Para entender de lleno el sermón de Jesús sobre el pan debemos considerar, finalmente, una de las palabras clave del Evangelio de Juan, que Jesús pronuncia el Domingo de Ramos en previsión de la futura Iglesia universal, que incluirá a judíos y griegos —a todos los pueblos del mundo—: «Os aseguro que, si el grano de trigo no cae en tierra y muere, queda infecundo; pero, si muere, da mucho fruto» (12,24). En lo que denominamos «pan» se contiene el misterio de la pasión.

El pan presupone que la semilla —el grano de trigo— ha caído en la tierra, «ha muerto», y que de su muerte ha crecido después la nueva espiga. El pan terrenal puede llegar a ser portador de la presencia de Cristo porque lleva en sí el misterio de la pasión, en sí reúne muerte y resurrección. En las religiones del mundo todo, el pan se había convertido en punto de partida de los mitos de muerte y resurrección de la divinidad, en los que el hombre expresaba su esperanza en una vida después de la muerte.

Sí, ha ocurrido realmente. Jesús no es un mito, es un hombre de carne y hueso, una presencia del todo real en la historia. Podemos visitar los lugares donde estuvo y andar por los caminos que Él recorrió, y oír sus palabras a través de testigos. Ha muerto y ha resucitado. El misterio de la pasión que el pan encierra, por así decirlo, le ha esperado, se ha dirigido hacia Él; y los mitos lo han esperado a Él, en quien el deseo se ha hecho realidad.



Igual puede decirse del vino.
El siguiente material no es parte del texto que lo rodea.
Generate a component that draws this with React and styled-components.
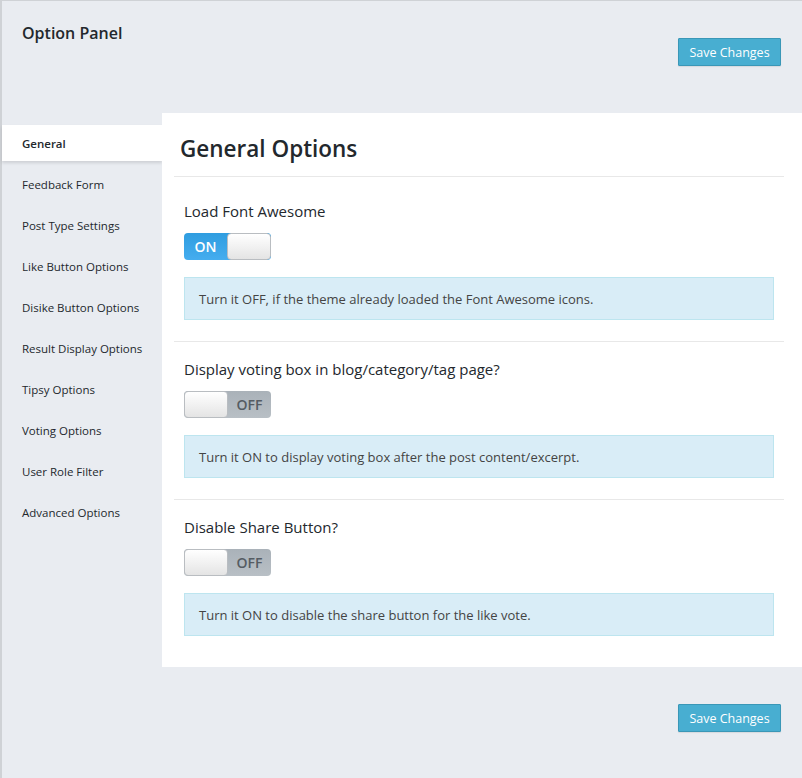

También él comporta una pasión: ha sido prensado, y así la uva se ha convertido en vino. Los Padres han ido más allá de este lenguaje oculto de los dones eucarísticos. Mencionemos aquí no más un ejemplo. En la denominada Didaché (tal vez en torno al año 100) se implora sobre el pan destinado a la Eucaristía: «Como este pan partido estaba esparcido por las montañas y al ser reunido se hizo uno, que también tu Iglesia sea reunida de los extremos de la tierra en tu reino» (IX, 4).